[arin-ppml] 2010-8: Rework of IPv6 assignment criteria

Owen DeLong owen at delong.com
Mon Sep 20 13:47:11 EDT 2010


On Sep 20, 2010, at 9:13 AM, Leo Vegoda wrote:

> On 18 Sep 2010, at 5:00, David Farmer wrote:
> 
> [...]
> 
>> Furthermore, very large hierarchical end-user networks, especially for a 
>> large multinational corporation, are not precluded from considering 
>> themselves as an ISP or LIR, and then starting with a /32 and being able 
>> to avail themselves of HD-Ratio.  That might be more appropriate anyway, 
>> the networks for large multinational corporation with many independent 
>> business units, probably have much more in common with ISPs then the 
>> majority of other end-user networks.
> 
> I think this would resolve the problem for larger, more complex end user networks. 
> 
> Leo

I think the simpler (and much cheaper for the organization) approach
would be to realize that the "Large Complex" networks are almost never
implemented in a single building.

End user networks within a given structure tend to have very few
layers, often consisting of:

workgroup->floor->datacenter->Building exit

Rarely does it get to more layers than that and moving prefixes
around within the structure is relatively free form.

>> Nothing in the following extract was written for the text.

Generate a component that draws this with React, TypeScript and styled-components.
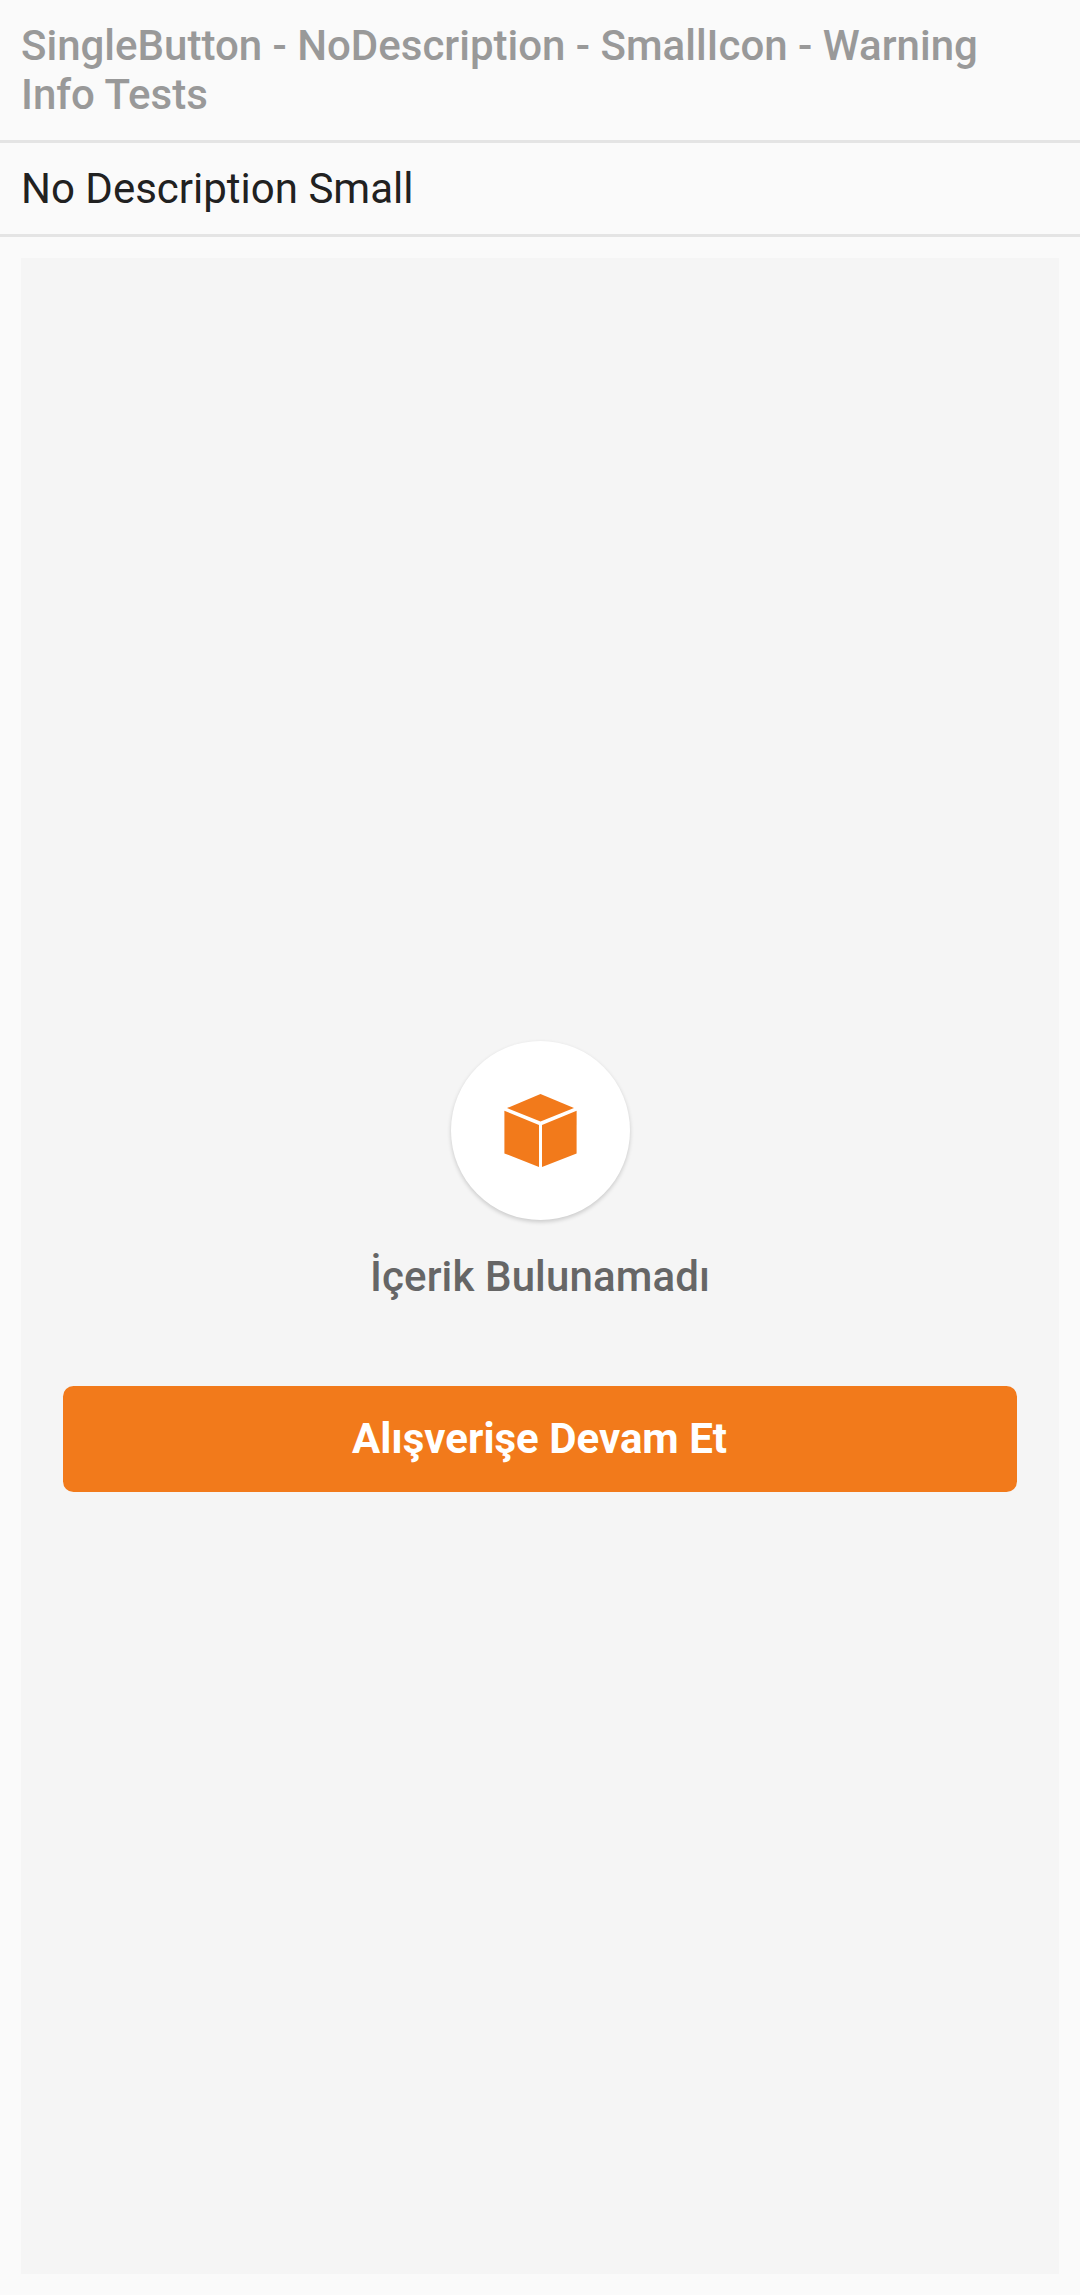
import React from "react";
import styled, { createGlobalStyle } from "styled-components";

const Global = createGlobalStyle`
  * { box-sizing: border-box; }
  body { margin: 0; background: #fafafa; font-family: Roboto, sans-serif; }
`;
const Page = styled.main`
  height: 2295px;
  display: flex;
  flex-direction: column;
`;
const Title = styled.h1`
  margin: 0;
  height: 143px;
  padding: 21px;
  border-bottom: 3px solid #e4e4e4;
  font-size: 42px;
  line-height: 49px;
  font-weight: 500;
  color: #999;
`;
const Subtitle = styled.h2`
  margin: 0;
  height: 94px;
  padding: 21px;
  border-bottom: 3px solid #e4e4e4;
  font-size: 42px;
  line-height: 49px;
  font-weight: 400;
  color: #212121;
`;
const Panel = styled.section`
  flex: 1;
  margin: 21px;
  padding: 1px 42px 0;
  background: #f5f5f5;
  display: flex;
  flex-direction: column;
  align-items: center;
  justify-content: center;
`;
const IconCircle = styled.div`
  width: 179px;
  height: 179px;
  margin-left: 1px;
  border-radius: 50%;
  background: #fff;
  box-shadow: 0 2px 4px rgba(0, 0, 0, 0.18);
  display: flex;
  align-items: center;
  justify-content: center;
`;
const BoxIcon = styled.svg`
  display: block;
  width: 73px;
  height: 73px;
  fill: #f27a1b;
`;
const Message = styled.p`
  margin: 32px 0 0;
  font-size: 42px;
  line-height: 49px;
  font-weight: 500;
  letter-spacing: 0.12px;
  color: #666;
`;
const Button = styled.button`
  width: 100%;
  height: 106px;
  margin-top: 85px;
  padding: 28px 1px 29px 0;
  border: 0;
  border-radius: 10.5px;
  background: #f27a1b;
  color: #fff;
  font: 700 42px/49px Roboto, sans-serif;
`;

export default function App() {
  return (
    <Page>
      <Global />
      <Title>SingleButton - NoDescription - SmallIcon - Warning Info Tests</Title>
      <Subtitle>No Description Small</Subtitle>
      <Panel>
        <IconCircle>
          <BoxIcon viewBox="0 0 73 73">
            <path d="M36.5 0 70 14.1 36.5 27.6 3 14.1Z" />
            <path d="M.4 16.8 35 31V73L.4 59.4Z" />
            <path d="M72.6 16.8 38 31V73L72.6 59.4Z" />
          </BoxIcon>
        </IconCircle>
        <Message>İçerik Bulunamadı</Message>
        <Button>Alışverişe Devam Et</Button>
      </Panel>
    </Page>
  );
}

There is usually
very little loss of prefix space due to aggregation at any of those
levels because within a building, aggregation is usually regarded
as meaningless.

Since EACH structure gets at least a /48 and you are guaranteed
a certain amount of headroom in the number of /48s you get if 
you have more than a single building, I simply don't see where this
could become an issue.

Leo, can you provide a concrete counter-example?